The poem performs its own advice. The rhymes are slant rhymes — “lies” with “surprise,” “kind” with “blind” — never landing squarely, exactly the obliqueness the poem prescribes. The opening imperatives, “Tell” and “must,” frame it as a rule rather than a musing. The dashes at the start and finish slow the reader, enacting the gradual revelation it calls for.
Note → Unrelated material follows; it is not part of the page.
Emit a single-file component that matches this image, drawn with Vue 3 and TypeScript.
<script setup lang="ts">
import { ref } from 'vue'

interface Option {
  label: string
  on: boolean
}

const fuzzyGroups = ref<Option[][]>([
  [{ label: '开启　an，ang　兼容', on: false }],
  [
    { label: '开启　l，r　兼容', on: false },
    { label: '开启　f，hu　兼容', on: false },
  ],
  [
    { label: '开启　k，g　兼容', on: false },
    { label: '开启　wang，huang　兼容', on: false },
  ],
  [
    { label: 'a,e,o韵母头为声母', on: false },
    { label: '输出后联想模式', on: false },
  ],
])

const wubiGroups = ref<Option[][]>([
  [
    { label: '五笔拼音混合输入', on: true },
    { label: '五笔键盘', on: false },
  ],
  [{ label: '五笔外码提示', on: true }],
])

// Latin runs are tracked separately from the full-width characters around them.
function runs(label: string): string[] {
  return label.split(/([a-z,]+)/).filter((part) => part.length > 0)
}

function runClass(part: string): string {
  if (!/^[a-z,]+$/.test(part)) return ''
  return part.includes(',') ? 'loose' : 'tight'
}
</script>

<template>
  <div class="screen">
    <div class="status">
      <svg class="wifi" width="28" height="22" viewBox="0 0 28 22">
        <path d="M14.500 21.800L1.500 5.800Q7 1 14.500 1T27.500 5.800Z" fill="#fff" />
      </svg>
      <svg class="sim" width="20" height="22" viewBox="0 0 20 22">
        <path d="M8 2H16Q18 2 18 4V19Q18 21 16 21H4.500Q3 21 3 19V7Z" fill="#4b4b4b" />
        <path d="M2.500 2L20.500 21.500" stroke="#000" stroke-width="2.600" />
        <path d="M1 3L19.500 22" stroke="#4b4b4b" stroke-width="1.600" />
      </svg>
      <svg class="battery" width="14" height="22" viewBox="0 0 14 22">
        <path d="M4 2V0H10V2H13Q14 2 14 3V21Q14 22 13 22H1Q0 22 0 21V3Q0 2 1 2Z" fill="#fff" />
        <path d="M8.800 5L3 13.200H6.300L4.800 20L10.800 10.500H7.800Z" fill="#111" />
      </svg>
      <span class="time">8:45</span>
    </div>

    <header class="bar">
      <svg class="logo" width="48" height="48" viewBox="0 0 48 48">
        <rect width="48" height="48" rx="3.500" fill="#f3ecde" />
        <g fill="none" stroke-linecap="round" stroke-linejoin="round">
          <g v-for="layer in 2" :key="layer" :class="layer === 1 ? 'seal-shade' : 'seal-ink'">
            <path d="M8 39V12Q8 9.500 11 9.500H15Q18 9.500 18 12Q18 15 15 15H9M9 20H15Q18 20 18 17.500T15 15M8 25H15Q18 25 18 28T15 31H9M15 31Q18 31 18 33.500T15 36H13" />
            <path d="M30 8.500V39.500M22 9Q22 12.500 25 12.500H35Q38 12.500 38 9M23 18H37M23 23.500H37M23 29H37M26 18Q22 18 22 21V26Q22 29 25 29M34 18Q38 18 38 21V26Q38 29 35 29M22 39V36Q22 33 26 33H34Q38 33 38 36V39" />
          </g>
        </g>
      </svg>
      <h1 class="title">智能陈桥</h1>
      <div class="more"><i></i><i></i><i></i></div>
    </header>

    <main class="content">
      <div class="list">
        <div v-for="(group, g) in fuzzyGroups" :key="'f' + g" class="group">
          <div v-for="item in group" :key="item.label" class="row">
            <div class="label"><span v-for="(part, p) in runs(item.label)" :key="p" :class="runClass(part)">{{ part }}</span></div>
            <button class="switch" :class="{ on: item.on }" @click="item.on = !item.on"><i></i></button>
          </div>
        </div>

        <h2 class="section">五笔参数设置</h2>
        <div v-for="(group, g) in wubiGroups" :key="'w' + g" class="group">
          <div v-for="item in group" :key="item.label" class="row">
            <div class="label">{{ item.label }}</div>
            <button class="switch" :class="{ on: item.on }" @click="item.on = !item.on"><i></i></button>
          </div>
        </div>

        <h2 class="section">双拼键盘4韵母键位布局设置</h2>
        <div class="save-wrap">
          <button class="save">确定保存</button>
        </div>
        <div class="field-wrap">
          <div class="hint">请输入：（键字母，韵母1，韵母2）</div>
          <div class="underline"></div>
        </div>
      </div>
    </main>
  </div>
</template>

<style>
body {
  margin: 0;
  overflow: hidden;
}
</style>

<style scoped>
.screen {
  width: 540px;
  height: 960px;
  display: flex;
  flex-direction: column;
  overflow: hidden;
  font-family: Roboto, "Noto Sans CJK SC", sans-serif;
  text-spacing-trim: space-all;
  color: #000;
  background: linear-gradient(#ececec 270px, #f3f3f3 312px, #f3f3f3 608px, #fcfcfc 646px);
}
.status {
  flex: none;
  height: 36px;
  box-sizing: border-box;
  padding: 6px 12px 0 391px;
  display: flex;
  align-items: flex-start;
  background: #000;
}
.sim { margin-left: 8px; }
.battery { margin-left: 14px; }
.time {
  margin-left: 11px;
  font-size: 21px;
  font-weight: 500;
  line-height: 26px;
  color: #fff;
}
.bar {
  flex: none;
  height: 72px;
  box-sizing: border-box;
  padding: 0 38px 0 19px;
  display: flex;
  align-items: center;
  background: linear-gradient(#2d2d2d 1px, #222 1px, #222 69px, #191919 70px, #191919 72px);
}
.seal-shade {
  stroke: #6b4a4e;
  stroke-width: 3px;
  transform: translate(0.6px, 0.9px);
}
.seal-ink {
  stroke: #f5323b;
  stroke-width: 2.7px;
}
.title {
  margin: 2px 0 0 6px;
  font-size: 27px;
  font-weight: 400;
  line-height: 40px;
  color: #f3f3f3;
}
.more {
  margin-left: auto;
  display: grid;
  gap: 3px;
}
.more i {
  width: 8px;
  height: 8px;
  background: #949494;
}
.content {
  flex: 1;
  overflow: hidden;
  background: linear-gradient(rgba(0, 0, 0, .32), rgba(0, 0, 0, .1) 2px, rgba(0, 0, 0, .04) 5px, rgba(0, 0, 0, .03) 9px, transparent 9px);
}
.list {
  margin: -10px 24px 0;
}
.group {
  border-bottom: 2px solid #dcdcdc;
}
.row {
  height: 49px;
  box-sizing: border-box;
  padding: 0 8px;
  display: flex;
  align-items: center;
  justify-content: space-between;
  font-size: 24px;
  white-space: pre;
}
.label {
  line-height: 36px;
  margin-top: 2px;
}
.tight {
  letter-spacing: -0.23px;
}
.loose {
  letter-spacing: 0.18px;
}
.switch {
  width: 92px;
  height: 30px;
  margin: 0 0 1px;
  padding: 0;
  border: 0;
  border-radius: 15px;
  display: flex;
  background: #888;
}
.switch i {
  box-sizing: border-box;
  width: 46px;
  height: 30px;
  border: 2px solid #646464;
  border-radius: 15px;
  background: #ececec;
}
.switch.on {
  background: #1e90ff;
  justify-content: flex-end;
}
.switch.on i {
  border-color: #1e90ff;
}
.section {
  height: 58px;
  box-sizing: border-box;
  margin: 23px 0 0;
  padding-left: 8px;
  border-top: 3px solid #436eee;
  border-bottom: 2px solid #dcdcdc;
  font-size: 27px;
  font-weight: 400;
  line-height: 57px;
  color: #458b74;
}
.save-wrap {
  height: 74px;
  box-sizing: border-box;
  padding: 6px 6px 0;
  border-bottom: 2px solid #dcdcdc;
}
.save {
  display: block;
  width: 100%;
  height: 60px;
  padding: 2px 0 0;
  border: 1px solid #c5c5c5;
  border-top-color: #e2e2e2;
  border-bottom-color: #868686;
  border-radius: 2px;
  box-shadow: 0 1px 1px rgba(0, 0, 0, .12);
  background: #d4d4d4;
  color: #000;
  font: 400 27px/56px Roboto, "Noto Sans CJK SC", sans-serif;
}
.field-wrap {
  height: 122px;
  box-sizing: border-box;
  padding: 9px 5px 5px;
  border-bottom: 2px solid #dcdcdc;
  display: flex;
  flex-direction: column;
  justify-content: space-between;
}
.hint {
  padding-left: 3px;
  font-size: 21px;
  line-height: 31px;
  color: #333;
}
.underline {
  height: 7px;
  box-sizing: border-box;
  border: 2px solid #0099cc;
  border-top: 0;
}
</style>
And the famous internal chime of “dazzle gradually,” with its repeated d and l sounds, makes the line itself a small instance of brightness eased into something the ear can hold.

Notable Lines

Three lines carry the argument.

Tell all the truth but tell it slant —
Success in Circuit lies

Lines 1–2

The most quoted line Dickinson wrote, and a fair description of her entire method. “Slant” became the word critics reach for whenever they describe her angled, indirect way of getting at things.

Too bright for our infirm Delight
The Truth’s superb surprise

Lines 3–4

“Infirm Delight” is the surprising phrase: our capacity for pleasure is sickly, not strong enough to take truth at full strength. The line measures human weakness against the splendor of what it cannot bear to see.

The Truth must dazzle gradually
Or every man be blind —

Lines 7–8

The poem’s thesis, and its warning. Revelation that comes too fast does the opposite of revealing. The choice is between dazzling by degrees and blinding outright, with no third option.

Glossary

Three terms repay attention.

slant (line 1): at an angle, obliquely, not straight on. The word names both the poem’s advice and Dickinson’s lifelong technique of approaching her subjects sideways rather than head-on.

Circuit (line 2): a roundabout route, a way that goes around rather than through. Success “in Circuit” means the indirect path is the one that works.

infirm (line 3): weak, frail, sickly. “Our infirm Delight” describes human perception as too fragile to take the full brightness of truth without harm.